Tighter model routing often increases latency, cost, and operational overhead, so organisations must balance stronger control against delivery speed. That tradeoff becomes more pronounced when agents are allowed to act autonomously across SaaS tools, internal APIs, and code execution environments. There is no universal standard for model-to-risk mapping yet, but best practice is evolving toward separating low-risk classification from high-risk action, and treating model selection itself as a governance event. In some deployments, the safest model is not the most capable one; it is the model that can prove the least privilege path for the task and keep the context inside a defensible boundary.

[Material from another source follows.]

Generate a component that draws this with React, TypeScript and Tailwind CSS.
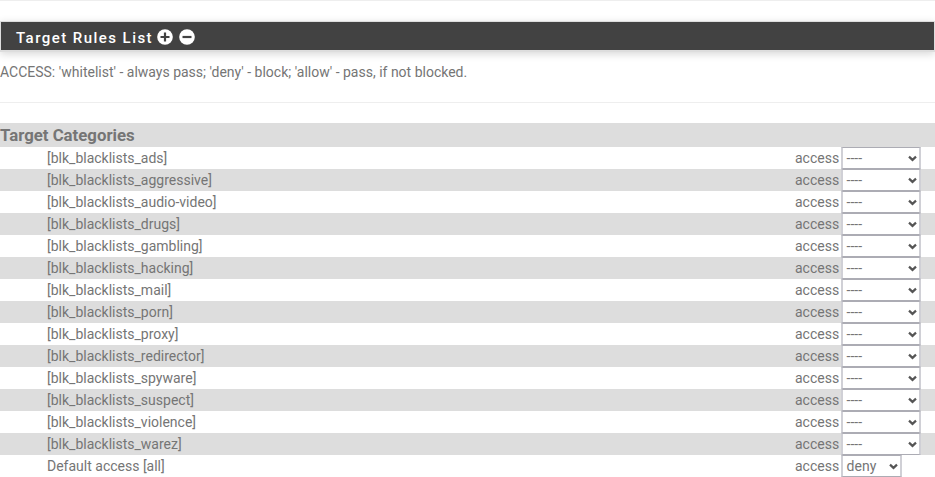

Edge cases matter. A small model can still be risky if it is given broad tool access, while a stronger model can be acceptable if it is constrained by JIT credentials, intent-based authorisation, and clear workload identity controls. Multi-agent pipelines raise the stakes further because one agent can trigger another, passing context and secrets downstream unless each hop is independently authorised. That is why practitioners should read model choice alongside the agentic controls described in Ultimate Guide to NHIs — Why NHI Security Matters Now and align it with the threat patterns in the NIST AI Risk Management Framework. The practical test is simple: if a model swap can silently change what the agent can see, store, or execute, then the system is relying on trust, not control.

Standards & Framework Alignment

This section maps relevant standards and security frameworks to the operational risks and controls described in this guidance.

OWASP Agentic AI Top 10 and CSA MAESTRO address the attack and risk surface, while NIST AI RMF set the governance and control requirements practitioners need to meet.

Framework Control / Reference Relevance
OWASP Agentic AI Top 10 A1 Model routing affects agent action boundaries and tool misuse risk.
CSA MAESTRO MAESTRO focuses on agent threat modeling and runtime governance decisions.
NIST AI RMF AI RMF fits accountability for model choice and runtime governance.

Assign ownership for model selection and review runtime decisions against documented risk.